We also passed by a yard with a beautiful Union Pacific smokestack. Finally, he took us to see former Alaska Railroad locomotive #1810 at Dick Samuels' Oregon Pacific Railroad. He uses it with a slug on his short line hauling cold storage items up the 22 miles of track. After viewing and photographing the former Alaska unit, we continued on to the Hurst's home. We spent the night at Beth and Allen's home. Our bedroom's had an HO scale layout running through it and Allen left ARR #3015 with McKinley Explorer passenger cars parked in mine.
August 7, 2001, Cajun Pass, California
I avoid getting up early while on vacation. Hey, this is part of what a vacation is all about. However, railfan Don Winslow said we'd meet at 7:00 a.m. so as to avoid the heat and have some nice looking shadows in our pictures. He was 110% correct! After meeting him at McDonald's, we headed to Cajun Pass. With a certain degree of grace and beauty, three BNSF pumpkins pull a long load through Sullivan's Curve. We then headed to Summit which provided great views of Cajun Pass and a freight train passing through it. At Swarthout we saw a consist that had a Canadian National locomotive. We finished off the morning at Devoure where we caught this UP tank car train.

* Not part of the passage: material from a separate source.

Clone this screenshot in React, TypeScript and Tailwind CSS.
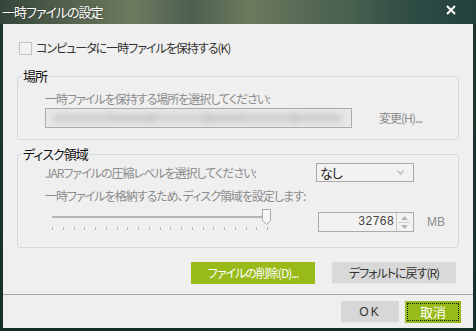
import React from "react";

const font = "font-['Noto_Sans_CJK_JP','Noto_Sans',sans-serif] [font-feature-settings:'palt']";

function Thumb() {
  return (
    <svg width="11" height="18" viewBox="0 0 11 18">
      <path d="M1.5 1.5 H9.5 V12.5 L5.5 16.5 L1.5 12.5 Z" fill="#f7f7f7" stroke="#a9a9a9" strokeWidth="1" />
    </svg>
  );
}

export default function App() {
  const ticks = Array.from({ length: 21 });
  const blobs = [
    [6, 60, 0.45], [64, 44, 0.55], [104, 58, 0.4], [158, 40, 0.55], [196, 54, 0.45], [246, 50, 0.5],
  ];
  return (
    <div className={`w-[476px] h-[331px] overflow-hidden bg-[linear-gradient(180deg,#20352f,#14302c)] ${font}`}>
      <div className="h-[24px] flex items-center justify-between bg-[linear-gradient(90deg,#34463c_0%,#56634e_15%,#6d7a5e_28%,#4d5f50_40%,#6a7a5c_52%,#5a6c55_62%,#47604f_74%,#2f4c45_86%,#24403c_100%)]">
        <span className="pl-[2px] text-[13px] leading-[16px] text-white tracking-[-1px] [text-shadow:0_0_2px_rgba(0,0,0,0.4)]">一時ファイルの設定</span>
        <svg width="10" height="10" viewBox="0 0 10 10" className="mr-[20px] mb-[4px]">
          <path d="M1 1 L9 9 M9 1 L1 9" stroke="#ffffff" strokeWidth="2" />
        </svg>
      </div>
      <div className="mx-[3px] w-[470px] h-[304px] bg-[#efefef] flex flex-col text-[12px] leading-[16px] tracking-[-1px]">
        <div className="pt-[15px] pl-[16px] flex items-center gap-[4px] h-[33px]">
          <div className="w-[13px] h-[13px] border border-[#c4c4c4] bg-[#f1f1f1]" />
          <span className="text-[#333]">コンピュータに一時ファイルを保持する(K)</span>
        </div>

        <div className="mt-[19px] ml-[14px] w-[442px] h-[64px] border border-[#d3dadd] rounded-[3px] relative flex flex-col pl-[27px]">
          <span className="absolute left-[4px] top-[-9px] bg-[#efefef] px-[1px] text-[13px] leading-[16px] text-[#111]">場所</span>
          <div className="mt-[14px] text-[#8c8c8c] h-[16px]">一時ファイルを保持する場所を選択してください:</div>
          <div className="mt-[1px] flex items-center">
            <div className="w-[307px] h-[20px] border border-[#aaaaaa] bg-[#e8e8e8] overflow-hidden relative">
              {blobs.map(([l, w, o], i) => (
                <div
                  key={i}
                  className="absolute top-[5px] h-[8px] bg-[#b0b0b0] blur-[3px]"
                  style={{ left: l, width: w, opacity: o }}
                />
              ))}
            </div>
            <span className="ml-[27px] text-[#8c8c8c]">変更(H)...</span>
          </div>
        </div>

        <div className="mt-[14px] ml-[14px] w-[442px] h-[94px] border border-[#d3dadd] rounded-[3px] relative flex flex-col pl-[27px]">
          <span className="absolute left-[4px] top-[-9px] bg-[#efefef] px-[1px] text-[13px] leading-[16px] text-[#111]">ディスク領域</span>
          <div className="mt-[8px] flex items-center h-[19px]">
            <span className="w-[271px] text-[#8c8c8c]">JARファイルの圧縮レベルを選択してください:</span>
            <div className="w-[98px] h-[19px] border border-[#aaaaaa] bg-[#f2f2f2] flex items-center justify-between pl-[3px] pr-[9px]">
              <span className="text-[#222] text-[13px]">なし</span>
              <svg width="7" height="5" viewBox="0 0 7 5">
                <path d="M0.5 0.5 L3.5 4 L6.5 0.5" stroke="#b9b9b9" fill="none" strokeWidth="1.2" />
              </svg>
            </div>
          </div>
          <div className="mt-[6px] text-[#8c8c8c] h-[16px]">一時ファイルを格納するため、ディスク領域を設定します:</div>
          <div className="mt-[4px] flex items-start">
            <div className="ml-[7px] w-[217px] h-[24px] relative">
              <div className="absolute left-0 top-[8px] w-[213px] h-[2px] bg-[#b4b4b4]" />
              <div className="absolute left-[209px] top-[0px]">
                <Thumb />
              </div>
              <div className="absolute left-0 top-[19px] w-[216px] flex justify-between">
                {ticks.map((_, i) => (
                  <div key={i} className="w-[1px] h-[3px] bg-[#b4b4b4]" />
                ))}
              </div>
            </div>
            <div className="ml-[49px] mt-[4px] w-[96px] h-[20px] border border-[#aaaaaa] bg-[#f2f2f2] flex items-center justify-end">
              <span className="text-[#444] tracking-[0px] pr-[2px] font-['Liberation_Mono',monospace] text-[12px]">32768</span>
              <div className="w-[15px] h-[18px] border-l border-[#c8c8c8] flex flex-col items-center justify-center gap-[2px] mr-[2px]">
                <svg width="7" height="4" viewBox="0 0 7 4"><path d="M0 4 L3.5 0 L7 4 Z" fill="#b5b5b5" /></svg>
                <div className="w-[11px] h-[1px] bg-[#d0d0d0]" />
                <svg width="7" height="4" viewBox="0 0 7 4"><path d="M0 0 L3.5 4 L7 0 Z" fill="#b5b5b5" /></svg>
              </div>
            </div>
            <span className="ml-[13px] mt-[6px] text-[#8c8c8c] tracking-[0px] font-['Liberation_Sans',sans-serif]">MB</span>
          </div>
        </div>

        <div className="mt-[14px] flex h-[22px]">
          <div className="ml-[188px] w-[124px] h-[22px] bg-[#98bb1a] text-white flex items-center justify-center">ファイルの削除(D)...</div>
          <div className="ml-[17px] w-[124px] h-[22px] bg-[#d9d9d9] border-b border-[#e6e6e6] text-[#333] flex items-center justify-center">デフォルトに戻す(R)</div>
        </div>

        <div className="mt-[10px] h-[1px] bg-[#a6a6a6]" />

        <div className="mt-[6px] flex h-[22px]">
          <div className="ml-[338px] w-[58px] h-[22px] bg-[#d7d7d7] border-b border-[#e6e6e6] text-[#333] flex items-center justify-center font-['Liberation_Sans',sans-serif] tracking-[2px]">OK</div>
          <div className="ml-[6px] w-[56px] h-[22px] bg-[#98bb1a] p-[2px]">
            <div className="w-full h-full border border-dotted border-[#111] text-white flex items-center justify-center text-[13px] tracking-[0px]">取消</div>
          </div>
        </div>
      </div>
    </div>
  );
}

August 7, 2001, Tehachapi, Californian
Getting to the Tehachapi Loop is fairly simple. Take route 58 to the Keene exit and let the historical signs guide you three miles to the loop. The road takes you to a loop overlook and historical marker. I hiked up the road and through a field to get a better view of the loop and tunnel. The icing on the cake was seeing a train pass through it 45 minutes after we arrived.
August 8, 2001, Needles, California
As we left our hotel in Needles, my son spotted a nearby train yard. That's my boy! And it turned out to be a real bonus. It had a huge string of flatcars carrying tanks, cargo trucks, flatbeds with containers and other neat stuff. I also took a few photos of some of the locomotives in the yard.
August 9, 2001, somewhere in New Mexico
As we headed for home, I spied a train streaking across the stunning countryside. I took one last photo out my car window.